Il me paraît important, et ce sera là ma conclusion, de s’arrêter sur une donnée éloquente: le nombre des représentants du Pape qui sont dans le monde et donc des représentants près le Saint-Siège qui sont ici, venus du monde entier. Les rapports diplomatiques ont connu un grand développement et des moments significatifs. Moments importants sur lesquels tout le monde n’a pas toujours été d’accord parce que, dans les choses humaines, il y a toujours la possibilité d’être d’accord ou de ne pas l’être. Et sans retirer aucun mérite à personne, il faut reconnaître au cardinal Tauran d’avoir été très attentif à certains points sensibles de la situation internationale.
Voyons, par exemple, deux moments. Le premier, qui a suscité quelques critiques, est celui où ont été nouées les relations diplomatiques avec l’Autorité palestinienne en attente de la naissance de l’État palestinien. Ce n’était pas du tout une attitude d’opposition, mais une attitude qui avait pour but de faciliter ce qui est le développement fatal et auquel il faudra certainement arriver. Mais tout le monde ne l’a pas compris. Le second: c’est le moment où le Saint-Siège a établi des relations diplomatiques avec la Libye. Pendant longtemps non seulement parler de relations avec la Libye a été considéré comme quelque chose de polémique mais il était même impossible de le faire. Eh bien nous voyons aujourd’hui que les choses sont en train de changer et que nous sommes à la veille, ce n’est pas un secret d’État, de la reprise des relations diplomatiques entre les États-Unis et Tripoli.
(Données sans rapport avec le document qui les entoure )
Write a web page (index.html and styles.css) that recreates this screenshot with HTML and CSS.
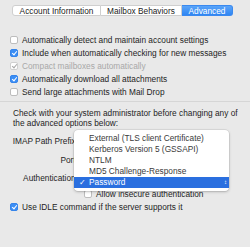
FILE: index.html
```html
<!DOCTYPE html>
<html>
<head>
<meta charset="utf-8">
<link rel="stylesheet" href="styles.css">
</head>
<body>
<div class="window">
  <div class="tabs">
    <div class="tab tab-account">Account Information</div>
    <div class="tab tab-mailbox">Mailbox Behaviors</div>
    <div class="tab tab-advanced active">Advanced</div>
  </div>

  <div class="options">
    <label class="check-row"><span class="box"></span>Automatically detect and maintain account settings</label>
    <label class="check-row"><span class="box checked"></span>Include when automatically checking for new messages</label>
    <label class="check-row disabled"><span class="box checked dim"></span>Compact mailboxes automatically</label>
    <label class="check-row"><span class="box checked"></span>Automatically download all attachments</label>
    <label class="check-row"><span class="box"></span>Send large attachments with Mail Drop</label>
  </div>

  <div class="separator"></div>

  <p class="notice">Check with your system administrator before changing any of the advanced options below:</p>

  <div class="form">
    <div class="form-row"><span class="form-label">IMAP Path Prefix:</span><span class="field"></span></div>
    <div class="form-row"><span class="form-label">Port:</span><span class="field"></span></div>
    <div class="form-row"><span class="form-label">Authentication:</span><span class="field"></span></div>
  </div>

  <label class="check-row sub"><span class="box"></span>Allow insecure authentication</label>
  <label class="check-row idle"><span class="box checked"></span>Use IDLE command if the server supports it</label>

  <div class="menu">
    <div class="menu-item">External (TLS client Certificate)</div>
    <div class="menu-item">Kerberos Version 5 (GSSAPI)</div>
    <div class="menu-item">NTLM</div>
    <div class="menu-item">MD5 Challenge-Response</div>
    <div class="menu-item selected"><span class="tick">&#x2713;</span>Password<span class="sel-arrows">&#x2195;</span></div>
  </div>
</div>
</body>
</html>
```

FILE: styles.css
```css
html, body {
  margin: 0;
  padding: 0;
}
body {
  background: #e9e9e9;
  font-family: "Liberation Sans", Arial, sans-serif;
  font-size: 8.3px;
  color: #1e1e1e;
  width: 250px;
  height: 247px;
  overflow: hidden;
}
.window {
  position: relative;
  width: 250px;
  height: 247px;
}
.tabs {
  display: flex;
  margin: 5px 0 0 12px;
  width: 221px;
  height: 11px;
  box-sizing: border-box;
}
.tab {
  display: flex;
  align-items: center;
  justify-content: center;
  background: #fff;
  border: 1px solid #cfcfcf;
  border-left: none;
  box-sizing: border-box;
  font-size: 8.3px;
  color: #222;
  white-space: nowrap;
}
.tab-account {
  width: 89px;
  border-left: 1px solid #cfcfcf;
  border-radius: 3px 0 0 3px;
}
.tab-mailbox { width: 81px; }
.tab-advanced { width: 51px; }
.tab.active {
  background: linear-gradient(#5aa4f9, #2f86f3);
  color: #fff;
  border-color: #3a89ef;
  border-radius: 0 3px 3px 0;
}
.options {
  display: flex;
  flex-direction: column;
  margin-top: 17px;
  padding-left: 10px;
}
.check-row {
  display: flex;
  align-items: center;
  height: 13px;
  white-space: nowrap;
}
.check-row.disabled { color: #a8a8a8; }
.box {
  width: 8px;
  height: 8px;
  box-sizing: border-box;
  border: 1px solid #bdbdbd;
  border-radius: 2px;
  background: #fff;
  margin-right: 4px;
  flex: none;
  position: relative;
}
.box.checked {
  background: #3b8ef5;
  border-color: #3584ea;
}
.box.checked::after {
  content: "";
  position: absolute;
  left: 2px;
  top: 0px;
  width: 2px;
  height: 4px;
  border: solid #fff;
  border-width: 0 1px 1px 0;
  transform: rotate(40deg);
}
.box.checked.dim {
  background: #fff;
  border-color: #d0d0d0;
}
.box.checked.dim::after { border-color: #a8a8a8; }
.separator {
  margin: 3px 0 0 0;
  height: 1px;
  background: #d6d6d6;
}
.notice {
  margin: 7px 0 0 13px;
  width: 232px;
  line-height: 9.5px;
}
.form {
  display: flex;
  flex-direction: column;
  margin-top: 4px;
}
.form-row {
  display: flex;
  align-items: center;
  height: 18.5px;
}
.form-label {
  width: 78px;
  text-align: right;
  flex: none;
  white-space: nowrap;
}
.field {
  display: block;
  width: 150px;
  height: 11px;
  margin-left: 4px;
}
.check-row.sub {
  padding-left: 84px;
}
.check-row.idle {
  padding-left: 10px;
}
.menu {
  position: absolute;
  left: 74px;
  top: 125px;
  width: 155px;
  padding: 3px 0;
  background: #fff;
  border-radius: 4px;
  box-shadow: 0 1px 3px rgba(0,0,0,0.22), 0 0 0 0.5px rgba(0,0,0,0.12);
}
.menu-item {
  height: 11px;
  line-height: 11px;
  padding-left: 15px;
  color: #3a3a3a;
  white-space: nowrap;
  position: relative;
}
.menu-item.selected {
  background: #2a6fdf;
  color: #fff;
}
.tick {
  position: absolute;
  left: 5px;
  top: 0;
}
.sel-arrows {
  position: absolute;
  right: 2px;
  top: 0;
  font-size: 6px;
}
```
Alors quelle est la conclusion? La conclusion me semble la suivante: si nous observons le développement de la diplomatie pontificale, nous constatons qu’elle est toujours au service de la recherche de solutions positives qui visent plus loin que le moment historique et politique présent. Les moments politiques peuvent changer dans les différents pays. La vie de l’Église a, peut-être, l’avantage de ne pas être liée aux élections, de ne pas avoir de législatures qui changent, de ne pas avoir les préoccupations qui sont celles du monde civil et qui déterminent parfois certains choix.
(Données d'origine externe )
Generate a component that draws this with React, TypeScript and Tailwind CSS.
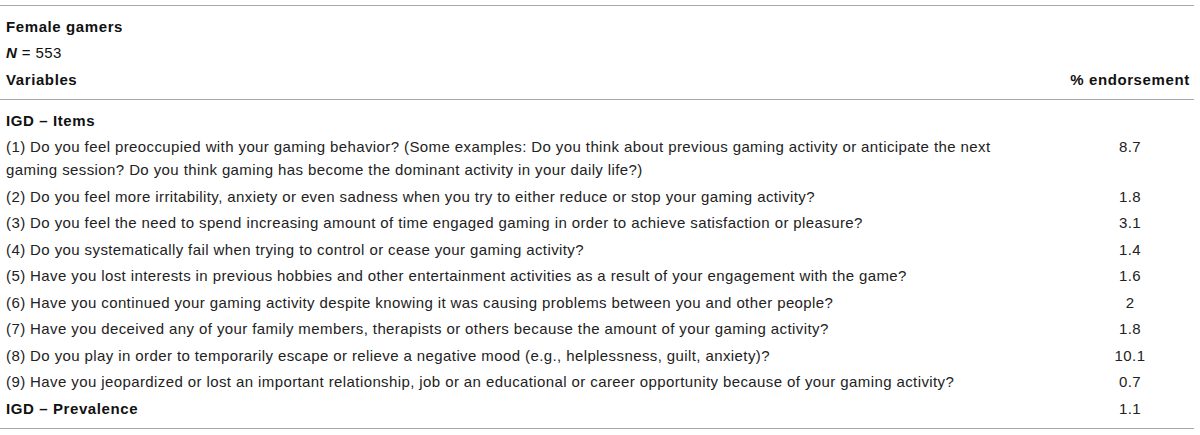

Mais ce qui est important et qui ressort de ce qu’ont dit l’ambassadeur Nicholson et le cardinal Tauran, c’est que nous devons être au service de l’homme, de l’homme malade, de l’homme qui a faim, de l’homme qui n’a pas de territoire suffisant, de l’homme qui se sent opprimé par ce qu’il n’existe pas dans son pays une idée même minimale, même adaptée aux circonstances locales, de liberté. Je crois qu’il y a un travail commun à accomplir dans cette direction. Et les différentes ambassades de Rome n’ont pas sur ce point des rôles différents à jouer. Nous sommes, je crois, tous au service de l’humanité et, lors d’une crise, nous souffrons tous, que ce soit un homme ou son ennemi qui meure. Nous souffrons, comme c’est le cas dans la situation actuelle, parce que nous sommes tous obligés d’assister avec angoisse à une série de morts distillées de telle sorte que la mort devient une fatalité, une routine. Nous sentons alors qu’il doit exister la possibilité de construire un rapport humain différent. Et cette construction est celle que l’on peut qualifier – étant donné que l’ambassadeur Nicholson l’a cité, je voudrais moi aussi conclure avec saint Augustin – de conception naturaliter christiana.
* Le texte du livre a été publié, comme supplément, en deux parties, dans l’édition française de 30Jours. La première partie en octobr­e 2002, la seconde en février 2004.